Fantastic acting, script, and direction in a thought-provoking movie
11 September 2017 | by gbill-74877See all my reviews

Outstanding film. Star-studded with several fantastic performances. Highly emotional given the subject matter, but presented in a very intelligent, balanced way. I was struck at once by that, and by how well director Stanley Kramer gives us both sides of the argument – and avoids simply paying lip service to the defense of the German judges on trial. Maximilian Schell is brilliant as the defense attorney, well worthy of his Oscar, and is forceful and compelling in his arguments. There are also so many brilliant scenes. Spencer Tracy walking in the empty arena where the Nazi rallies were held, with Kramer focusing on the dais from which Hitler spoke. The testimony of Montgomery Clift and Judy Garland, both of whom are outstanding and should have gotten Oscars. Burt Lancaster in the role of one of the German judges, the one tortured by his complicity, knowing he and others are guilty. The devastating real film clips from the concentration camps, which are still spine tingling despite all we 'know' or have been exposed to. Marlene Dietrich as the German general's wife, haunted but expressing the German viewpoint, one time while people are singing over drinks. Her night stroll with Tracy, as she explains the words to one song, is touching. It just seemed like there was just one powerhouse scene after another, and the film did not seem long at all at three hours. Heck, you've even got Werner Klemperer and William Shatner before they would become Colonel Klink and Captain Kirk! In this film, the acting, the script, and the direction are all brilliant, and in harmony with one another.

As for the trial itself, the defense argument was along these lines: they were judges (and therefore interpreters), not makers of law. They didn't know about the atrocities in the concentration camps. At least one of them saved or helped many by staying in their roles and doing the best they could under the heavy hand of the Third Reich. They were patriots, saw improvement in the country when Hitler took power, but did not know how far he would go. If you were going to convict these judges, you would have to convict many more Germans (and where would it stop?). The Americans themselves practiced Eugenics and killed thousands and thousands of innocents at Hiroshima and Nagasaki. The one small weakness I found was that the defense never makes the simple argument that these judges were forced to do what they did, just as countless others in Germany were, and would have been imprisoned or killed themselves had they not complied. Anyone who's lived under a totalitarian regime may understand, or at least empathize.

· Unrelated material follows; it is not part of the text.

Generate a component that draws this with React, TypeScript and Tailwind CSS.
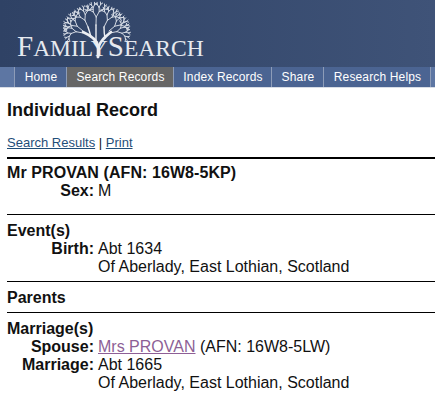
const sans = "font-['Liberation_Sans',Arial,sans-serif]";

const navItems = [
  { label: "Home", width: "w-[52px]" },
  { label: "Search Records", width: "w-[107px]", active: true },
  { label: "Index Records", width: "w-[98px]" },
  { label: "Share", width: "w-[52px]" },
  { label: "Research Helps", width: "w-[107px]" },
];

// builds the tree crown out of forked twigs
const twigs = (x: number, y: number, angle: number, len: number, depth: number): string => {
  const x2 = x + Math.cos(angle) * len;
  const y2 = y + Math.sin(angle) * len;
  const self = `M${x.toFixed(1)} ${y.toFixed(1)}L${x2.toFixed(1)} ${y2.toFixed(1)}`;
  if (depth === 0) return self;
  return (
    self +
    twigs(x2, y2, angle - 0.55, len * 0.72, depth - 1) +
    twigs(x2, y2, angle + 0.5, len * 0.76, depth - 1)
  );
};

const crown = [
  twigs(20, 32, -2.95, 7, 4),
  twigs(20, 30, -2.45, 7.5, 4),
  twigs(25, 26, -2.0, 7.5, 4),
  twigs(33, 24, -1.55, 8, 4),
  twigs(41, 26, -1.1, 7.5, 4),
  twigs(46, 30, -0.7, 7.5, 4),
  twigs(47, 32, -0.2, 7, 4),
].join("");

const TreeLogo = () => (
  <svg width="70" height="58" viewBox="0 0 70 58" className="block">
    <path d={crown} stroke="#d3d9e3" strokeWidth="1" fill="none" strokeLinecap="round" />
    <g stroke="#eceef2" fill="none" strokeLinecap="round">
      <path d="M35 56L35 45C34 39 29 35 20 31" strokeWidth="2.6" />
      <path d="M35 56L36 45C38 39 42 36 48 31" strokeWidth="2.6" />
      <path d="M28 36C27 32 26 29 25 26M42 37C41 32 41 29 41 26M33 41C33 35 33 30 33 24" strokeWidth="1.4" />
    </g>
  </svg>
);

const Label = ({ children }: { children: React.ReactNode }) => (
  <span className="w-[87px] shrink-0 text-right font-bold">{children}</span>
);

export default function App() {
  return (
    <div className={`${sans} h-[406px] w-[435px] overflow-hidden bg-white text-[16px] leading-[18px] text-[#111]`}>
      <header className="h-[67px] bg-gradient-to-r from-[#2f4265] to-[#3f5378] pl-[17px]">
        <div className="relative h-[67px]">
          <div className="absolute left-0 top-[31px] font-['Liberation_Serif',serif] text-[#e6e9ef] whitespace-nowrap">
            <span className="text-[29px] leading-[30px]">F</span>
            <span className="text-[23.5px] leading-[30px]">AMILY</span>
            <span className="text-[29px] leading-[30px]">S</span>
            <span className="text-[23.5px] leading-[30px]">EARCH</span>
          </div>
          <div className="absolute left-[46px] top-[1px]">
            <TreeLogo />
          </div>
        </div>
      </header>

      <nav className="flex h-[21px] border-b border-[#d8dde6] bg-[#5d76a3] text-[12px] leading-[20px] tracking-[0.15px] text-white">
        <div className="w-[15px] shrink-0 border-r border-[#8d9cb8]" />
        {navItems.map((item) => (
          <a
            key={item.label}
            className={`${item.width} ${item.active ? "bg-[#666666]" : "bg-[#4b6492]"} shrink-0 border-r border-[#8d9cb8] pl-[1px] text-center`}
          >
            {item.label}
          </a>
        ))}
      </nav>

      <main className="pl-[7px]">
        <h1 className="mt-[12px] text-[18px] leading-[20px] font-bold">Individual Record</h1>

        <div className="mt-[15px] text-[13px] leading-[16px]">
          <a className="text-[#1f4e79] underline">Search Results</a> |{" "}
          <a className="text-[#1f4e79] underline">Print</a>
        </div>

        <section className="mt-[6px] h-[57px] border-t-2 border-black pt-[5px]">
          <div className="font-bold tracking-[0.08px]">Mr PROVAN (AFN: 16W8-5KP)</div>
          <div className="flex">
            <Label>Sex:</Label>
            <span className="pl-[4px]">M</span>
          </div>
        </section>

        <section className="h-[67px] border-t border-black pt-[7px]">
          <div className="font-bold">Event(s)</div>
          <div className="flex">
            <Label>Birth:</Label>
            <div className="pl-[4px]">
              <div>Abt 1634</div>
              <div>Of Aberlady, East Lothian, Scotland</div>
            </div>
          </div>
        </section>

        <section className="h-[31px] border-t border-black pt-[7px] font-bold">Parents</section>

        <section className="border-t border-black pt-[7px]">
          <div className="font-bold">Marriage(s)</div>
          <div className="flex">
            <Label>Spouse:</Label>
            <div className="pl-[4px]">
              <a className="text-[#8d5f96] underline">Mrs PROVAN</a> (AFN: 16W8-5LW)
            </div>
          </div>
          <div className="flex">
            <Label>Marriage:</Label>
            <div className="pl-[4px]">
              <div>Abt 1665</div>
              <div>Of Aberlady, East Lothian, Scotland</div>
            </div>
          </div>
        </section>
      </main>
    </div>
  );
}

I'm not saying I bought into these arguments or that one should be an apologist to Nazis, but the fact that the film presented such a strong defense was thought provoking. How fantastic is it that Spencer Tracy plays his character the way he does – simply pursuing the facts, and in a quiet, thoughtful way. It's the best of humanity. How heartbreaking is Burt Lancaster's character, admitting they knew, admitting their guilt, knowing that what happened was horrible and that they were wrong, and yet seeking Tracy's understanding in that scene in the jail cell at the end – intellectual to intellectual - and being rebuked. Even a single life taken unjustly was wrong. Had the Axis won the war, I don't know which Americans would have been on trial for war crimes for the fire bombings of Dresden and Tokyo, or for dropping the atomic bombs, but the film makes one think, even for a war when things were seemingly as black and white as they could ever be. The particulars of this trial were fictionalized, but it's representative of what really occurred, and it transports you into events 70 years ago which seem so unreal today – and yet are so vitally important to understand, and remember.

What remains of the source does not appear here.